### TASK DESCRIPTION
Begin with the first line of the listing and quote every line through the one containing "const [showPass, setShowPass]"; give only those lines.

### SUPPLIED INFORMATION

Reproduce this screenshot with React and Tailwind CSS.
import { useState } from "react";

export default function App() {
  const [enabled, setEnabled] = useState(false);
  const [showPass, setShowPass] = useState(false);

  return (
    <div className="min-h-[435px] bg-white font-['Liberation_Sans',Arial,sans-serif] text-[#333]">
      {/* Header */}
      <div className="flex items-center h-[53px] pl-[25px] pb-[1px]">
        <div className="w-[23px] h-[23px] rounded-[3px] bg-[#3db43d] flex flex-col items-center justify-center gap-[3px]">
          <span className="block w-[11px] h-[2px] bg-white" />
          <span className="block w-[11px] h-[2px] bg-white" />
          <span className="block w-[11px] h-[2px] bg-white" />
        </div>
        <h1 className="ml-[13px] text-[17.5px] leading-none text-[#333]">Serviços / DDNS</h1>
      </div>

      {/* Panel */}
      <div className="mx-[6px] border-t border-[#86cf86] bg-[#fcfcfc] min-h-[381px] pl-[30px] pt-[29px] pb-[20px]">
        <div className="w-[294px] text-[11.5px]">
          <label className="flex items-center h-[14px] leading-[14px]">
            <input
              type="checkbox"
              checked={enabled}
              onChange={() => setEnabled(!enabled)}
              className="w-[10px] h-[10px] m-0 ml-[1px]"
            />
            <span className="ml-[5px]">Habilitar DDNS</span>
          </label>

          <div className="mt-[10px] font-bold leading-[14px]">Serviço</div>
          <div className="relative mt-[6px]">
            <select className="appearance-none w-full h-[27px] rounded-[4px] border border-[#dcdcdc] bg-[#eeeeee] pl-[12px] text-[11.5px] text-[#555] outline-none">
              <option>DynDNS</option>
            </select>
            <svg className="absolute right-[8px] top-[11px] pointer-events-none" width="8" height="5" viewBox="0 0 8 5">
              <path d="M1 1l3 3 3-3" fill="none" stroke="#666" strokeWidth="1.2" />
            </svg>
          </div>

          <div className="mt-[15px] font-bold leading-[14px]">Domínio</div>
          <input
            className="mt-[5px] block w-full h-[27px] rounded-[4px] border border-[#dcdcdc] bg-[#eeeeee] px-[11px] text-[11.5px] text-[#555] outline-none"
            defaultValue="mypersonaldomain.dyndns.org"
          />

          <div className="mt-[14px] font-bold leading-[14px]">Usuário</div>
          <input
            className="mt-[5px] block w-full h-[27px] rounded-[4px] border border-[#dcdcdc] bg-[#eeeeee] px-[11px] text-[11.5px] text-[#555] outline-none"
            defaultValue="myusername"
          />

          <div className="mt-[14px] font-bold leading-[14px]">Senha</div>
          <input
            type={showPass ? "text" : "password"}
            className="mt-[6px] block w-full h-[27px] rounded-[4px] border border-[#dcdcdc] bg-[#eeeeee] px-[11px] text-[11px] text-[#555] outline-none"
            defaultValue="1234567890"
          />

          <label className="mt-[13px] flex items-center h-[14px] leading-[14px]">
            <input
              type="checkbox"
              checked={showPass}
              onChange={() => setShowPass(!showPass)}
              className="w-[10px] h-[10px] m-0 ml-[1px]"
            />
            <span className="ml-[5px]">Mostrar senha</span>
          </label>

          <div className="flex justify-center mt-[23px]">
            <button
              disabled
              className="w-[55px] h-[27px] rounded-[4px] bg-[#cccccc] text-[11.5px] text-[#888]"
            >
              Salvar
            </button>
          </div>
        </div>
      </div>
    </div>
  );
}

### EXERCISE SOLUTION
Reproduce this screenshot with React and Tailwind CSS.
import { useState } from "react";

export default function App() {
  const [enabled, setEnabled] = useState(false);
  const [showPass, setShowPass] = useState(false);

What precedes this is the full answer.